++++ Records for the exercise
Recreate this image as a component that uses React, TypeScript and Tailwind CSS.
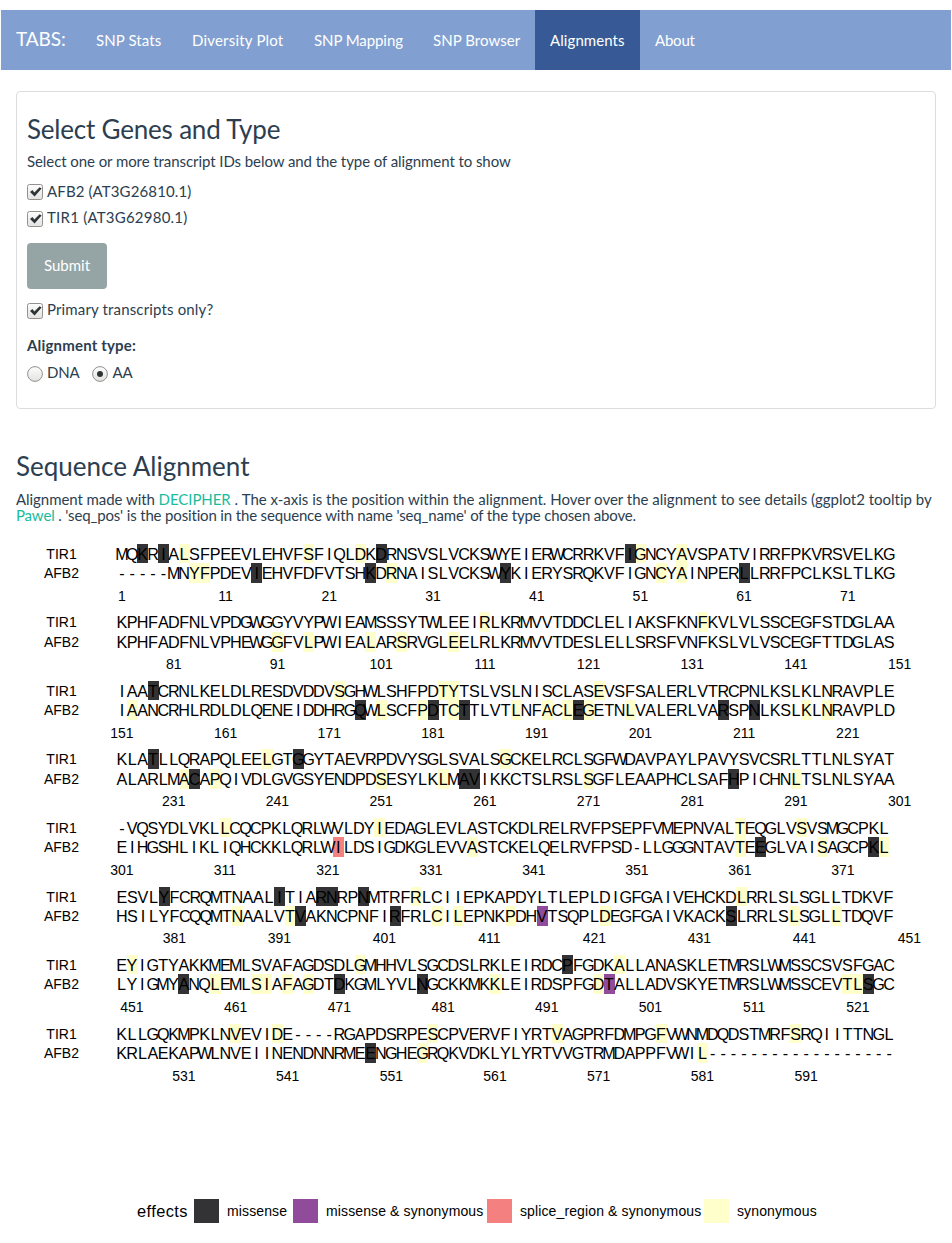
++++++++
++++ Records for the exercise
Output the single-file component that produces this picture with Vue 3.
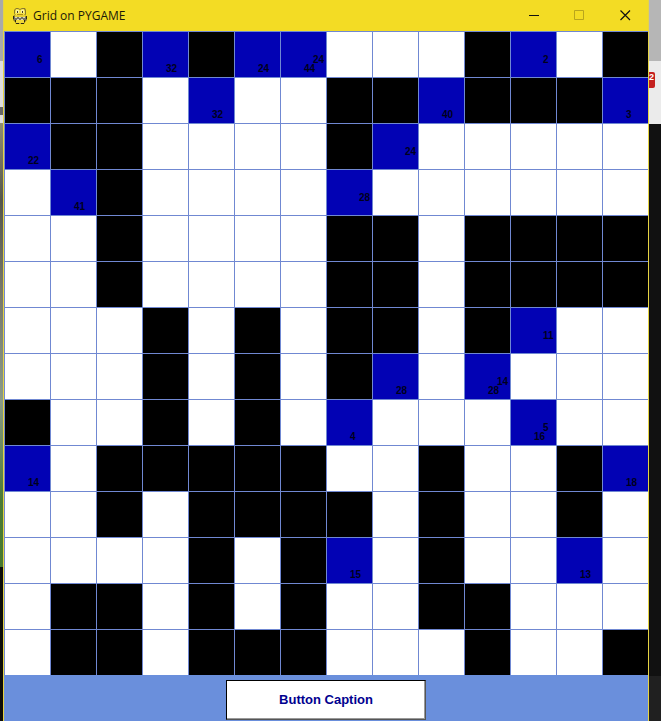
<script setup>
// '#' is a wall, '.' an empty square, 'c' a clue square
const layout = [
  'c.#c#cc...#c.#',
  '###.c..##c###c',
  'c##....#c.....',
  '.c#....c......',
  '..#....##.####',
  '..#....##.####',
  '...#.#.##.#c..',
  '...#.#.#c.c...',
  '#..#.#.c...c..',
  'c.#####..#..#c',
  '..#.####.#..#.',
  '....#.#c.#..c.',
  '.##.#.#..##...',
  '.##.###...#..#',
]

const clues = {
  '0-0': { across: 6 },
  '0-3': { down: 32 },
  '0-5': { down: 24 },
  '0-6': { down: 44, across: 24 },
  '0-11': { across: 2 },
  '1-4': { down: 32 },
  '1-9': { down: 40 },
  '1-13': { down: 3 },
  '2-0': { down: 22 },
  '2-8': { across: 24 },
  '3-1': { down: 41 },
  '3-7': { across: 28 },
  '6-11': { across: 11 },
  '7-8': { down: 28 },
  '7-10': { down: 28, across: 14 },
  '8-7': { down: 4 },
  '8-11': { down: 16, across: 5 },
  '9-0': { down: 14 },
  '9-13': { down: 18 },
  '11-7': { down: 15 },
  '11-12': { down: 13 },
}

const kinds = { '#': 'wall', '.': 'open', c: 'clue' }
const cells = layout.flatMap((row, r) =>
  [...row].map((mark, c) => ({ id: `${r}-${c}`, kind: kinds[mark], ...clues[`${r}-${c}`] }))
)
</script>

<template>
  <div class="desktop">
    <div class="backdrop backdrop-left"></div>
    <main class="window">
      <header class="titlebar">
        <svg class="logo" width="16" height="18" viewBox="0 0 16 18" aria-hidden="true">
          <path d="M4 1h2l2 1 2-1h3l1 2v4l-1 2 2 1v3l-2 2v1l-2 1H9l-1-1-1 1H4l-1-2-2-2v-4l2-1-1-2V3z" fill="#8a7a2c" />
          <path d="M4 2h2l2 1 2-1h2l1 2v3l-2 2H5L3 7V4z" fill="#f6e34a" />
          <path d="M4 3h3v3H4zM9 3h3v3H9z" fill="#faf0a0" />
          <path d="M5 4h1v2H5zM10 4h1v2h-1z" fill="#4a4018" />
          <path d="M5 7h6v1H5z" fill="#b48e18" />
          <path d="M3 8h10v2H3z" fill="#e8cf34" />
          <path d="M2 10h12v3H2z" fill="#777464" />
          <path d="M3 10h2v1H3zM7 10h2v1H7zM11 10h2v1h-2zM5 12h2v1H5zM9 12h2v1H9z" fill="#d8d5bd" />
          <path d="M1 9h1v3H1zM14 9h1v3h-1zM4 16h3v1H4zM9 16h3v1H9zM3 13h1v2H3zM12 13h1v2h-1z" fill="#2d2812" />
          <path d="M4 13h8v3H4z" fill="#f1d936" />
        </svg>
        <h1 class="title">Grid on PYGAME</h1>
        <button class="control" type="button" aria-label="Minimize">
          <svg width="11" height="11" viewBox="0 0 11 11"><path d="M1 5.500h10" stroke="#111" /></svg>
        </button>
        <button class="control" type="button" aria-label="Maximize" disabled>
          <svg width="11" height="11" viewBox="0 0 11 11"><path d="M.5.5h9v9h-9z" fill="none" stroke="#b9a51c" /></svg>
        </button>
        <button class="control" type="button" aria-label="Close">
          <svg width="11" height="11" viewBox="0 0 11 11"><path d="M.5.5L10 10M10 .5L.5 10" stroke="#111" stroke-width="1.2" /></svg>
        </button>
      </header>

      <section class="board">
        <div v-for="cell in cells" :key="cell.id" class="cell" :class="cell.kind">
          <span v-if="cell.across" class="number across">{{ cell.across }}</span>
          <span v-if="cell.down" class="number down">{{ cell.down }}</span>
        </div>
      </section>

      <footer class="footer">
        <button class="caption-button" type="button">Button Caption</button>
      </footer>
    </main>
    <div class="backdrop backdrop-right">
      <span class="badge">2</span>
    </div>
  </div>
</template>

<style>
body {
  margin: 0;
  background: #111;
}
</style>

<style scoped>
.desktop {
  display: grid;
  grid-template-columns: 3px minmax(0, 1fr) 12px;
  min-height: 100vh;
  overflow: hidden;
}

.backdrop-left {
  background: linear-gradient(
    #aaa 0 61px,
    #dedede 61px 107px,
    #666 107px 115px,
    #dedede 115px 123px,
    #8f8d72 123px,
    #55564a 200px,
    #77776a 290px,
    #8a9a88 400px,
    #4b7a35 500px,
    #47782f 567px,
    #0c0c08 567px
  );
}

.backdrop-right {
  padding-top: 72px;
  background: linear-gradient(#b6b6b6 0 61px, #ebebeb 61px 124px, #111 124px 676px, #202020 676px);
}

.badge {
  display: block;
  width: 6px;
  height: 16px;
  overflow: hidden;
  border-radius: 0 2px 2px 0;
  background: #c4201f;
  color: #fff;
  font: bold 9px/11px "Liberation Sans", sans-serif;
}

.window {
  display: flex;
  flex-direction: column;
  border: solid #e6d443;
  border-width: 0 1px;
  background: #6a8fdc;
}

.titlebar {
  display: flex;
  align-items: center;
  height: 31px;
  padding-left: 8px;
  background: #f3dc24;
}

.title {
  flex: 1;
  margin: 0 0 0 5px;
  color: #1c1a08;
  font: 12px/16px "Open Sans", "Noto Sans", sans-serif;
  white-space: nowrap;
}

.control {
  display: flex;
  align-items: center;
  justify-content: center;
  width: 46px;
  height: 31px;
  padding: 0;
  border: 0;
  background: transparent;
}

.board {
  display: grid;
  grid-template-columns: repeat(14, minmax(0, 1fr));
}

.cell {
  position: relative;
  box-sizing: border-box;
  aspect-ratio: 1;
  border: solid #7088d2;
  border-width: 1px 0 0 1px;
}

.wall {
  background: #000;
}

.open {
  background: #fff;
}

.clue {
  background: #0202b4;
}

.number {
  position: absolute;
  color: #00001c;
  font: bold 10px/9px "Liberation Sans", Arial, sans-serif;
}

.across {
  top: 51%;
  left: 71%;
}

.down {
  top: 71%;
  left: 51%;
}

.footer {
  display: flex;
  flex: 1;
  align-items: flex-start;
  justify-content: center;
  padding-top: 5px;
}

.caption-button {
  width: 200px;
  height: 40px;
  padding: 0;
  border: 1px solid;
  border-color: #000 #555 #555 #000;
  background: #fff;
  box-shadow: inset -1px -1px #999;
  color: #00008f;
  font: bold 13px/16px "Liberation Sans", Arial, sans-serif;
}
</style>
++++++++
Report how many lines include the word "that". Give nothing but the number.

2